FOLHA - O Dean não foi uma catástrofe só porque, por sorte, atingiu uma zona desabitada?
TRENBERTH
- O dano dos ventos e das ressacas é limitado em área. O que causa mais danos e não é reportado sempre são as chuvas intensas, que podem se estender por até mil quilômetros a partir do lugar que a tempestade atinge. No caso do Katrina, houve 75 milímetros de chuva até a fronteira EUA-Canadá. Eu ainda não vi uma boa avaliação dos prejuízos que o Dean causou na Jamaica.

FOLHA - Qual é, na sua opinião, a melhor maneira de lidar com a nova realidade climática do Golfo?
TRENBERTH
- A realidade é que o número de tempestades mais fortes cresceu. E as regiões costeiras, na minha visão, deveriam ter regulamentações governamentais para impedir que se construa em algumas áreas e deveria haver padrões de construção muito rígidos. Se você faz uma casa alta o suficiente, em palafitas ou algo assim, você pode fazer um prédio resistente a um furacão de categoria 4 (embora dificilmente sobreviveria a um de categoria 5). Honestamente, há muitas construções e muita gente em locais de risco. É um absurdo. Na minha visão pessoal, a reconstrução de parte de Nova Orleãs não faz sentido. Com a elevação do nível do mar, cedo ou tarde vai ocorrer outro desastre. Não faz sentido, mas é o que está acontecendo. As pessoas estão se colocando em risco.
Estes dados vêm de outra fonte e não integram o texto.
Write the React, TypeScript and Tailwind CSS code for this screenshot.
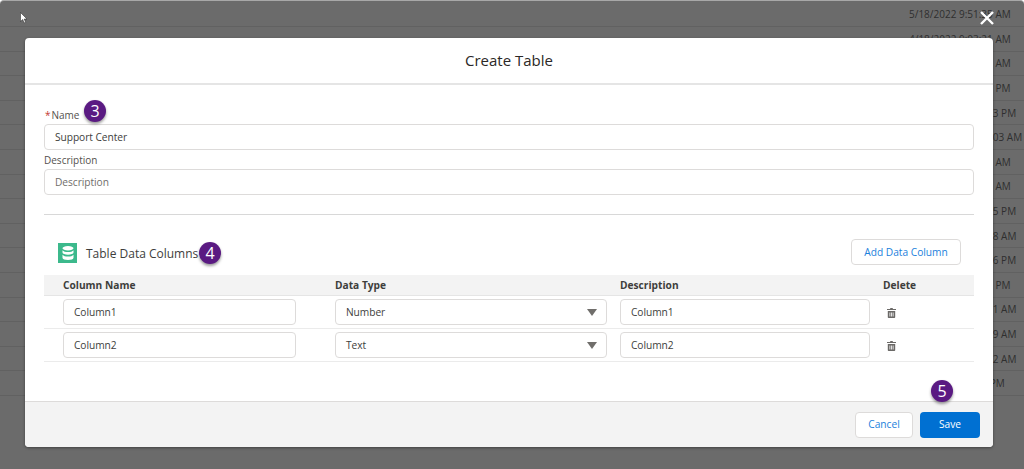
import { ReactNode } from "react";

const rows = [
  "5/18/2022 9:51:35 AM",
  "4/18/2022 9:03:21 AM",
  "4/15/2022 8:44:10 AM",
  "4/12/2022 3:20:47 PM",
  "3/29/2022 12:16:53 PM",
  "12/21/2022 10:37:03 AM",
  "3/16/2022 7:12:28 AM",
  "3/14/2022 9:55:42 AM",
  "3/10/2022 12:41:15 PM",
  "2/28/2022 11:08:38 AM",
  "2/22/2022 12:30:16 PM",
  "2/17/2022 4:26:09 PM",
  "2/11/2022 10:52:11 AM",
  "2/07/2022 11:19:49 AM",
  "1/31/2022 10:03:22 AM",
  "5/9/2022 4:17:30 PM",
];

function Badge({ n, className }: { n: number; className: string }) {
  return (
    <div
      className={`absolute flex h-[22px] w-[22px] items-center justify-center rounded-full bg-[#5a1a82] text-[16px] leading-none text-white shadow-[0_2px_3px_rgba(0,0,0,0.4)] ${className}`}
    >
      {n}
    </div>
  );
}

function Field({ children, className = "" }: { children: ReactNode; className?: string }) {
  return (
    <div
      className={`flex h-[26px] items-center rounded-[4px] border border-[#dddbda] bg-white px-[10px] pt-px text-[10.2px] tracking-[-0.05px] text-[#3e3e3c] ${className}`}
    >
      {children}
    </div>
  );
}

function TrashIcon() {
  return (
    <svg viewBox="0 0 9 10" className="mt-[2px] ml-[4px] h-[10px] w-[9px]" fill="#6b6967">
      <path d="M3.200 0h2.600v1H9v1.100H0V1h3.200z" />
      <path
        d="M.8 3h7.400v6.200a.8.8 0 0 1-.8.8H1.600a.8.8 0 0 1-.8-.8zm1.700 1.400v4h.8v-4zm1.600 0v4h.8v-4zm1.600 0v4h.8v-4z"
        fillRule="evenodd"
      />
    </svg>
  );
}

function DataRow({ name, type }: { name: string; type: string }) {
  return (
    <div className="grid h-[33px] grid-cols-[272px_285px_263px_1fr] items-center border-b border-[#ebebeb] pl-[19px]">
      <Field className="w-[233px]">{name}</Field>
      <Field className="w-[272px] justify-between pr-[9px]">
        <span>{type}</span>
        <span className="h-0 w-0 border-x-[5.5px] border-t-[7px] border-x-transparent border-t-[#706e6b]" />
      </Field>
      <Field className="w-[250px]">{name}</Field>
      <TrashIcon />
    </div>
  );
}

export default function App() {
  return (
    <div className="h-[469px] w-[1024px] overflow-hidden bg-white font-['Open_Sans',sans-serif] text-[#2b2826]">
      <div className="relative h-full w-full overflow-hidden rounded-t-[4px] border-t border-[#a8a8a8] bg-[#6b6b6b]">
        {/* dimmed list behind the modal */}
        <div className="pt-[1.400px]">
          {rows.map((date) => (
            <div
              key={date}
              className="flex h-[24.6px] items-center border-b border-[#616161] pt-px pl-[909px] text-[10px] whitespace-nowrap text-[#2f2f2f]"
            >
              {date}
            </div>
          ))}
        </div>

        <svg viewBox="0 0 8 12" className="absolute top-[11px] left-[20px] h-[12px] w-[8px]">
          <path d="M0.5 0.5v9l2.2-2 1.5 3.4 1.4-.6-1.4-3.3h2.8z" fill="#fff" stroke="#222" strokeWidth="0.5" />
        </svg>

        <svg viewBox="0 0 14 14" className="absolute top-[10px] left-[980px] h-[14px] w-[14px]">
          <path d="M1 1l12 12M13 1L1 13" stroke="#fff" strokeWidth="2.4" />
        </svg>

        {/* modal */}
        <div className="absolute top-[37px] left-[25px] flex h-[409px] w-[968px] flex-col overflow-hidden rounded-[4px] bg-white shadow-[0_1px_3px_rgba(0,0,0,0.4)]">
          <div className="flex h-[47px] shrink-0 items-center justify-center border-b-2 border-[#e5e5e5] text-[15px]">
            Create Table
          </div>

          <div className="flex-1 px-[19px] pt-[24px]">
            <div className="h-[15px] text-[10px] leading-[12px] text-[#54514e]">
              <span className="mr-[1px] ml-[1px] text-[#c23934]">*</span>Name
            </div>
            <Field className="w-full">Support Center</Field>
            <div className="mt-[3px] h-[16px] text-[10px] leading-[14px] text-[#54514e]">Description</div>
            <Field className="w-full text-[#706e6b]">Description</Field>

            <div className="mt-[19px] h-px bg-[#d8d8d8]" />

            <div className="flex h-[60px] items-start justify-between pt-[24px] pr-[13px] pl-[14px]">
              <div className="flex items-center gap-[9px] pt-[4px]">
                <div className="flex h-[20px] w-[19px] items-center justify-center bg-[#3cb98c]">
                  <svg viewBox="0 0 12 14" className="h-[14px] w-[12px]" fill="#fff">
                    <ellipse cx="6" cy="2.200" rx="5.500" ry="2.200" />
                    <path d="M.5 4.200c1 1.300 3 1.800 5.500 1.800s4.500-.5 5.500-1.800v2.300C11.500 7.800 9 8.700 6 8.700S.5 7.800.5 6.500z" />
                    <path d="M.5 8.700c1 1.300 3 1.800 5.500 1.800s4.500-.5 5.500-1.800v3c0 1.300-2.500 2.300-5.500 2.300S.5 13 .5 11.700z" />
                  </svg>
                </div>
                <span className="pt-[2px] text-[12px] text-[#3e3e3c]">Table Data Columns</span>
              </div>
              <div className="flex h-[26px] w-[110px] items-center justify-center rounded-[4px] border border-[#dddbda] pt-[2px] text-[10.2px] text-[#1b7fdc]">
                Add Data Column
              </div>
            </div>

            <div className="grid h-[21px] grid-cols-[272px_285px_263px_1fr] items-center border-b border-[#e5e5e5] bg-[#f3f3f3] pt-px pl-[19px] text-[10.2px] font-bold text-[#3e3e3c]">
              <span>Column Name</span>
              <span>Data Type</span>
              <span>Description</span>
              <span>Delete</span>
            </div>
            <DataRow name="Column1" type="Number" />
            <DataRow name="Column2" type="Text" />
          </div>

          <div className="flex h-[46px] shrink-0 items-center justify-end gap-[7px] border-t border-[#dddbda] bg-[#f3f3f3] pr-[13px]">
            <div className="flex h-[26px] w-[58px] items-center justify-center rounded-[4px] border border-[#dddbda] bg-white pt-px text-[10.2px] text-[#1b7fdc]">
              Cancel
            </div>
            <div className="flex h-[26px] w-[60px] items-center justify-center rounded-[4px] bg-[#0070d2] pt-px text-[10.2px] text-white">
              Save
            </div>
          </div>
        </div>

        <Badge n={3} className="top-[99px] left-[84px]" />
        <Badge n={4} className="top-[241px] left-[199px]" />
        <Badge n={5} className="top-[379px] left-[931px]" />
      </div>
    </div>
  );
}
FOLHA - O sr. está dizendo que Nova Orleãs está sendo reconstruída do mesmo jeito?
TRENBERTH
- Não, não é isso. É que qualquer coisa que seja construída abaixo do nível do mar hoje está vulnerável a desastres no futuro. Toda a área tem afundado nos últimos anos. Partes dela, como o bairro francês, parecem estar bem, mas outras áreas estão abaixo do nível do mar o suficiente para serem inundadas outra vez numa tempestade.

FOLHA - Então essas área deveriam ser abandonadas?
TRENBERTH
- Não abandonadas, mas podiam ser transformadas em um campo de golfe ou algo que não importe muito (risos). Você não vai querer pôr ali estruturas importantes, como escolas ou coisas assim.